Mary Elizabeth Brown (21 January 1862 – 1 May 1952) was one of the first women graduates of the University of Sydney (1885).

==Early life==
The daughter of Rev. Dr. George Brown, D.D., F.R.G.S. (1835–1917), and Sarah Lydia Brown (1838–1923), née Wallis, Mary Elizabeth Brown was born in Savaiʻi, Samoa in 1862, and lived her early years in Samoa. Her father, a Methodist missionary who had moved to Samoa in 1860, was also a collector of artifacts; and part of his collection is exhibited at the National Museum of Ethnology, in Osaka, Japan. Elizabeth, the second of seven children, was born and lived her early years in Samoa.

She was sent, together with her eldest sister Amy, to her grandparents in Auckland, New Zealand, for her education, becoming one of the first pupils at the Auckland Girls' High School which opened in 1877, and when the Browns moved to Sydney in January 1881, she entered the ladies' college, the Argyle School, in Albion Street, Surry Hills, as a pupil.

==Years at the University of Sydney==
1882 was the first year in which female students were admitted to the University of Sydney.
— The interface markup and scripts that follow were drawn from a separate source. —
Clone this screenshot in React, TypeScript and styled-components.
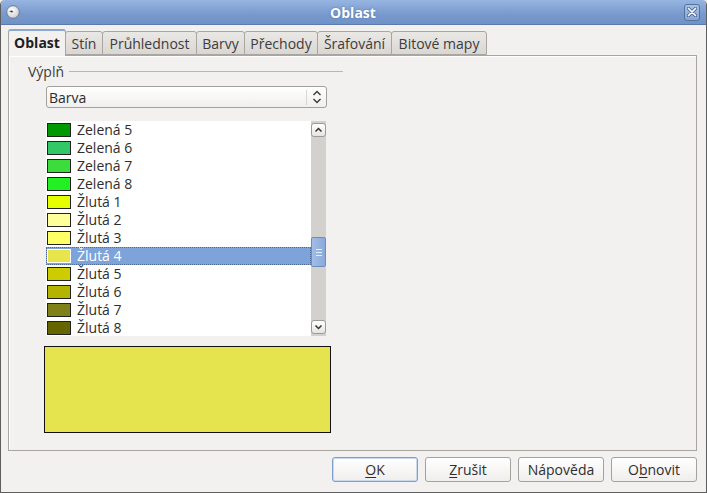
import React from 'react';
import styled, { createGlobalStyle } from 'styled-components';

const GlobalStyle = createGlobalStyle`
  html, body {
    margin: 0;
    padding: 0;
    background: #f2f1f0;
    overflow: hidden;
  }
  body {
    font-family: 'Open Sans', 'Noto Sans', 'DejaVu Sans', sans-serif;
    font-size: 14px;
    color: #3c3c3c;
  }
`;

type Colour = { name: string; color: string };

const colours: Colour[] = [
  { name: 'Zelená 5', color: '#009a00' },
  { name: 'Zelená 6', color: '#33c866' },
  { name: 'Zelená 7', color: '#3cdc3c' },
  { name: 'Zelená 8', color: '#22f022' },
  { name: 'Žlutá 1', color: '#e6ff00' },
  { name: 'Žlutá 2', color: '#ffff99' },
  { name: 'Žlutá 3', color: '#ffff66' },
  { name: 'Žlutá 4', color: '#e6e64c' },
  { name: 'Žlutá 5', color: '#cccc00' },
  { name: 'Žlutá 6', color: '#b3b300' },
  { name: 'Žlutá 7', color: '#808019' },
  { name: 'Žlutá 8', color: '#666600' },
];

// tab label + width in px, as they sit in the strip
const tabs: [string, number][] = [
  ['Oblast', 58],
  ['Stín', 38],
  ['Průhlednost', 95],
  ['Barvy', 49],
  ['Přechody', 74],
  ['Šrafování', 75],
  ['Bitové mapy', 96],
];

const App = () => {
  return (
    <>
      <GlobalStyle />
      <Window>
        <TitleBar>
          <AppIcon width="14" height="14" viewBox="0 0 14 14">
            <defs>
              <radialGradient id="ball" cx="40%" cy="35%" r="70%">
                <stop offset="0" stopColor="#ffffff" />
                <stop offset="1" stopColor="#c9ccd2" />
              </radialGradient>
            </defs>
            <circle cx="7" cy="7" r="6.3" fill="url(#ball)" stroke="#5d6b80" strokeWidth="0.8" />
            <path d="M3 6.2 L5.6 5.4 L7.6 6.4 L5.4 6.9 Z" fill="#2c2c2c" />
            <path d="M5.8 6.6 L6.6 8 L5.2 7.2 Z" fill="#2c2c2c" />
          </AppIcon>
          <Title>Oblast</Title>
          <CloseButton>
            <svg width="10" height="10" viewBox="0 0 10 10">
              <path
                d="M1.5 1.5 L8.5 8.5 M8.5 1.5 L1.5 8.5"
                stroke="#4a6690"
                strokeWidth="3.2"
                strokeLinecap="round"
              />
              <path
                d="M1.5 1.5 L8.5 8.5 M8.5 1.5 L1.5 8.5"
                stroke="#ffffff"
                strokeWidth="1.7"
                strokeLinecap="round"
              />
            </svg>
          </CloseButton>
        </TitleBar>

        <Body>
          <TabStrip>
            {tabs.map(([t, w], i) => (
              <Tab key={t} $active={i === 0} $width={w}>
                {t}
              </Tab>
            ))}
          </TabStrip>

          <TabPanel>
            <Section>
              <SectionHeader>
                <SectionLabel>Výplň</SectionLabel>
                <SectionRule />
              </SectionHeader>

              <SectionBody>
                <Select>
                  <SelectText>Barva</SelectText>
                  <SelectArrow>
                    <svg width="10" height="14" viewBox="0 0 10 14">
                      <path
                        d="M1.5 5 L5 1.6 L8.5 5 M1.5 9 L5 12.4 L8.5 9"
                        fill="none"
                        stroke="#3a3a3a"
                        strokeWidth="1.4"
                      />
                    </svg>
                  </SelectArrow>
                </Select>

                <ListBox>
                  <Rows>
                    {colours.map((c, i) => (
                      <Row key={c.name} $selected={i === 7}>
                        <Swatch $selected={i === 7} style={{ background: c.color }} />
                        <RowText>{c.name}</RowText>
                      </Row>
                    ))}
                  </Rows>
                  <ScrollBar>
                    <ScrollButton>
                      <svg width="9" height="6" viewBox="0 0 9 6">
                        <path d="M1.5 4.5 L4.5 1.5 L7.5 4.5" fill="none" stroke="#333" strokeWidth="1.5" />
                      </svg>
                    </ScrollButton>
                    <Trough>
                      <Thumb>
                        <Grip />
                        <Grip />
                        <Grip />
                      </Thumb>
                    </Trough>
                    <ScrollButton>
                      <svg width="9" height="6" viewBox="0 0 9 6">
                        <path d="M1.5 1.5 L4.5 4.5 L7.5 1.5" fill="none" stroke="#333" strokeWidth="1.5" />
                      </svg>
                    </ScrollButton>
                  </ScrollBar>
                </ListBox>

                <Preview />
              </SectionBody>
            </Section>
          </TabPanel>

          <ButtonRow>
            <Button $focused>
              <u>O</u>K
            </Button>
            <Button>
              <u>Z</u>rušit
            </Button>
            <Button>Nápověda</Button>
            <Button>
              O<u>b</u>novit
            </Button>
          </ButtonRow>
        </Body>
      </Window>
    </>
  );
};

const Window = styled.div`
  width: 707px;
  height: 493px;
  box-sizing: border-box;
  display: flex;
  flex-direction: column;
  background: #f2f1f0;
  border: 1px solid #5e5e5e;
  border-top: none;
  border-radius: 5px 5px 0 0;
  overflow: hidden;
`;

const TitleBar = styled.div`
  height: 25px;
  flex: none;
  display: flex;
  align-items: center;
  padding: 0 5px 0 5px;
  box-sizing: border-box;
  background: linear-gradient(#97b5e1, #7899cd 60%, #6f92c7);
  border-bottom: 1px solid #5b7bae;
`;

const AppIcon = styled.svg`
  flex: none;
  margin-top: -1px;
`;

const Title = styled.div`
  flex: 1;
  text-align: center;
  color: #ffffff;
  font-weight: 700;
  font-size: 14px;
  text-shadow: 0 0 2px #4f6f9f;
  margin-left: 2px;
`;

const CloseButton = styled.div`
  width: 16px;
  height: 17px;
  box-sizing: border-box;
  margin-right: 1px;
  border: 1px solid #55729f;
  border-radius: 3px;
  background: linear-gradient(#a9c2e6, #87a6d6);
  display: flex;
  align-items: center;
  justify-content: center;
`;

const Body = styled.div`
  flex: 1;
  display: flex;
  flex-direction: column;
  padding: 4px 9px 10px 7px;
  min-height: 0;
`;

const TabStrip = styled.div`
  height: 26px;
  flex: none;
  display: flex;
  align-items: flex-end;
  position: relative;
  z-index: 1;
`;

const Tab = styled.div<{ $active?: boolean; $width: number }>`
  box-sizing: border-box;
  width: ${(p) => p.$width}px;
  height: ${(p) => (p.$active ? '27px' : '24px')};
  margin-bottom: ${(p) => (p.$active ? '-1px' : '0')};
  display: flex;
  align-items: center;
  justify-content: center;
  white-space: nowrap;
  padding-bottom: ${(p) => (p.$active ? '2px' : '0')};
  font-weight: ${(p) => (p.$active ? 700 : 400)};
  color: ${(p) => (p.$active ? '#1e1e1e' : '#3c3c3c')};
  border: 1px solid #a9a6a1;
  border-bottom: ${(p) => (p.$active ? 'none' : '1px solid #a9a6a1')};
  border-top: ${(p) => (p.$active ? '2px solid #8ea7cc' : '1px solid #a9a6a1')};
  border-radius: 3px 3px 0 0;
  background: ${(p) =>
    p.$active ? '#f2f1f0' : 'linear-gradient(#eae8e5, #dad7d3)'};
  & + & {
    margin-left: -1px;
  }
`;

const TabPanel = styled.div`
  flex: 1;
  min-height: 0;
  box-sizing: border-box;
  border: 1px solid #a9a6a1;
  box-shadow: inset 1px 1px 0 #ffffff;
  background: #f2f1f0;
  padding: 6px 0 0 19px;
`;

const Section = styled.div`
  width: 315px;
  display: flex;
  flex-direction: column;
`;

const SectionHeader = styled.div`
  display: flex;
  align-items: center;
  height: 18px;
`;

const SectionLabel = styled.span`
  color: #3c3c3c;
  padding-right: 5px;
`;

const SectionRule = styled.div`
  flex: 1;
  height: 1px;
  background: #bab7b2;
  margin-top: 1px;
`;

const SectionBody = styled.div`
  display: flex;
  flex-direction: column;
  padding-left: 18px;
  margin-top: 6px;
`;

const Select = styled.div`
  width: 281px;
  height: 22px;
  box-sizing: border-box;
  display: flex;
  align-items: center;
  border: 1px solid #a3a09b;
  border-radius: 3px;
  background: linear-gradient(#ffffff, #f0efed);
`;

const SelectText = styled.span`
  flex: 1;
  padding-left: 2px;
  color: #2c2c2c;
`;

const SelectArrow = styled.div`
  width: 19px;
  height: 15px;
  display: flex;
  align-items: center;
  justify-content: center;
  border-left: 1px solid #d8d6d3;
`;

const ListBox = styled.div`
  width: 280px;
  height: 215px;
  margin-top: 13px;
  display: flex;
  background: #ffffff;
  overflow: hidden;
`;

const Rows = styled.div`
  flex: 1;
  display: flex;
  flex-direction: column;
`;

const Row = styled.div<{ $selected?: boolean }>`
  height: 18px;
  flex: none;
  box-sizing: border-box;
  display: flex;
  align-items: center;
  padding-left: 1px;
  background: ${(p) => (p.$selected ? '#7ea3d8' : 'transparent')};
  outline: ${(p) => (p.$selected ? '1px dotted #4e6d9c' : 'none')};
  outline-offset: -1px;
  color: ${(p) => (p.$selected ? '#ffffff' : '#2e2e2e')};
`;

const Swatch = styled.div<{ $selected?: boolean }>`
  width: 24px;
  height: 14px;
  box-sizing: border-box;
  border: 1px solid ${(p) => (p.$selected ? '#ffffff' : '#222222')};
  flex: none;
`;

const RowText = styled.span`
  margin-left: 6px;
  line-height: 18px;
`;

const ScrollBar = styled.div`
  width: 15px;
  flex: none;
  display: flex;
  flex-direction: column;
  background: #d3d1ce;
`;

const ScrollButton = styled.div`
  height: 14px;
  flex: none;
  box-sizing: border-box;
  margin: 2px 0;
  display: flex;
  align-items: center;
  justify-content: center;
  border: 1px solid #9e9b96;
  border-radius: 3px;
  background: linear-gradient(#ffffff, #e6e4e1);
`;

const Trough = styled.div`
  flex: 1;
  padding-top: 98px;
`;

const Thumb = styled.div`
  height: 30px;
  box-sizing: border-box;
  border: 1px solid #6c8cbd;
  border-radius: 2px;
  background: linear-gradient(90deg, #a3bee5, #8aaadb);
  display: flex;
  flex-direction: column;
  align-items: center;
  justify-content: center;
  gap: 2px;
`;

const Grip = styled.div`
  width: 6px;
  height: 1px;
  background: #e8effa;
`;

const Preview = styled.div`
  width: 287px;
  height: 87px;
  box-sizing: border-box;
  margin: 10px 0 0 -2px;
  background: #e6e44e;
  border: 1px solid #111111;
`;

const ButtonRow = styled.div`
  flex: none;
  display: flex;
  justify-content: flex-end;
  gap: 7px;
  margin-top: 6px;
`;

const Button = styled.div<{ $focused?: boolean }>`
  width: 86px;
  height: 25px;
  box-sizing: border-box;
  display: flex;
  align-items: center;
  justify-content: center;
  border: 1px solid ${(p) => (p.$focused ? '#7c9fd0' : '#a5a29d')};
  border-radius: 3px;
  background: linear-gradient(#ffffff, #efeeec);
  box-shadow: ${(p) => (p.$focused ? 'inset 0 0 0 1px #c9d8ee' : 'none')};
  color: #2e2e2e;
  u {
    text-underline-offset: 2px;
  }
`;

export default App;
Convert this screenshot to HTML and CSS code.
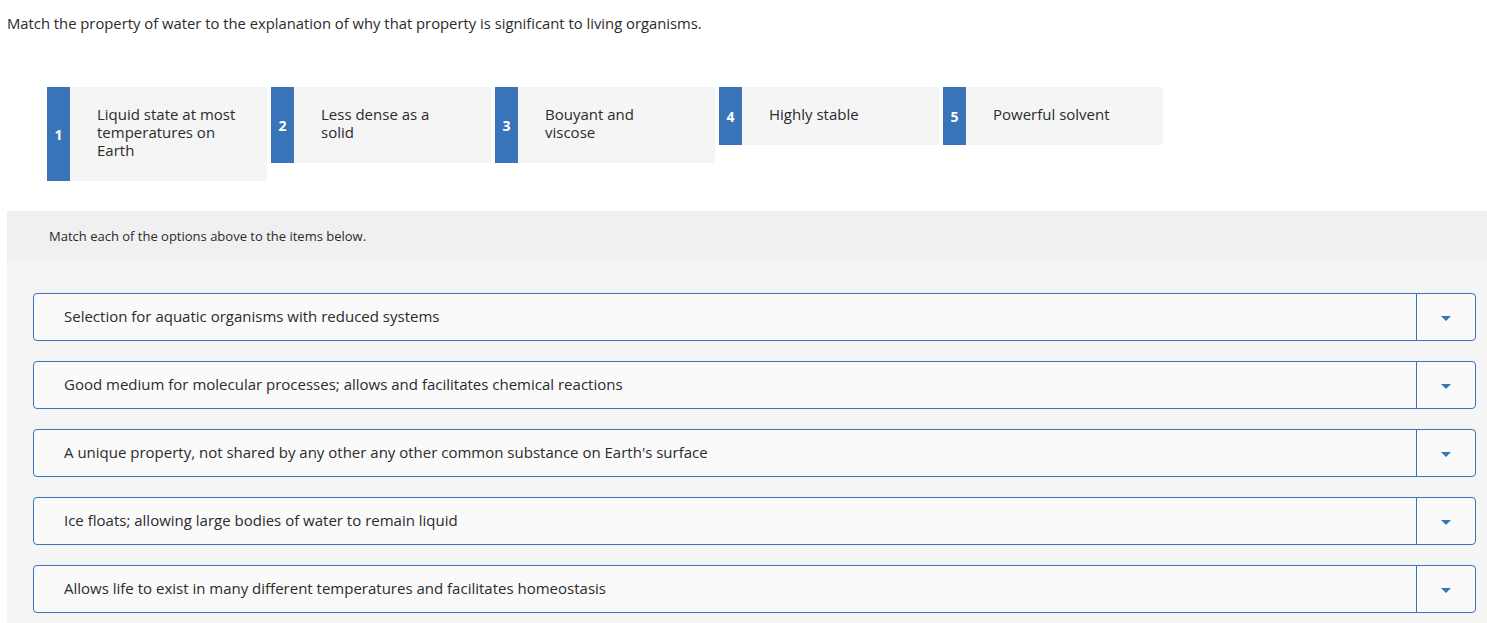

In June 1882 Brown passed the matriculation exam for the University of Sydney (1 of 74 admitted that year), and was admitted to studying Classics, Mathematics (Class I) and Natural Science (Class II), and was awarded the Walker Bursary No 4. Despite her significant family responsibilities, she successfully completed her studies at the university, and passed the examination for the Bachelor of Arts degree in 1885. (Note: The University of Adelaide was the first Australian university to admit women as graduating students (in 1876), the University of Melbourne was the second (in 1881), the University of Sydney was the third (in 1882), and the University of Tasmania was the fourth (on its inception in 1890) (JK.1). Bella Guerin, who graduated B.A. from the University of Melbourne in December 1883, was the first woman to graduate from any Australian University; and, in December 1885, she was the first woman to graduate M.A. from any Australian University. In May 1885, Isola Florence Thompson, (B.A.) and Mary Elizabeth Brown, (B.A.), who had both enrolled in 1882, were the first women to graduate from Sydney University (IN.1); and, in May 1887 (DT.1), Thompson was the first woman to graduate M.A. from Sydney University. In December 1885, Edith Emily Dornwell, B.Sc. was the first woman to graduate from Adelaide University (PA.1). Eliza Helen Wilson (1869–1933), who graduated B.A. from the University of Tasmania in December 1896, was the first woman to graduate from the university of Tasmania (HM.1). She went on to graduate M.A. in April 1903 (TN.1). Maude Ethel Leggett (1876–1911) (B.A., Tasmania, 1897) was the first woman to graduate M.A. from the University of Tasmania, in November 1899 (HM.2).) Brown was often at the top of her class in Classics, Mathematics, Natural Science, and Chemistry.

==Career==
Not much is known about Brown's personal life, except that she never married, nor about her teaching career. In April 1885 she became a teacher in the Brisbane Girls Grammar School. During the annual speech day held at the Grammar School in 1897, the Headmistress made reference to 'a very successful dancing class held by Miss Brown during the second and third quarters' of that year'. When her sister Amy died in 1904, leaving seven children, the youngest only one week old, She helped her mother care for the children. In 1908, when her father returned to his hometown of Durham in England, Mary and one of her sisters followed him, and helped with the writing of his autobiography (i.e., GB.1).

==Death==
Brown died in Sydney on 1 May 1952, aged 90, and was cremated at the Rookwood Crematorium on 2 May 1952.

==Legacy==
===The Brown Fellowship at the University of Sydney===
The Equity fellowships were introduced by the university in 2009. The Brown Fellowship is one of these, named after Mary Elizabeth Brown. The aim of the Brown Fellowships is to assist university researchers, both male and female, whose careers have been interrupted by the undertaking of sustained primary caring duties. The Brown fellowship provides substantial relief from teaching and administrative responsibilities and allows Fellows to focus on their research while re-establishing or enhancing their academic research careers.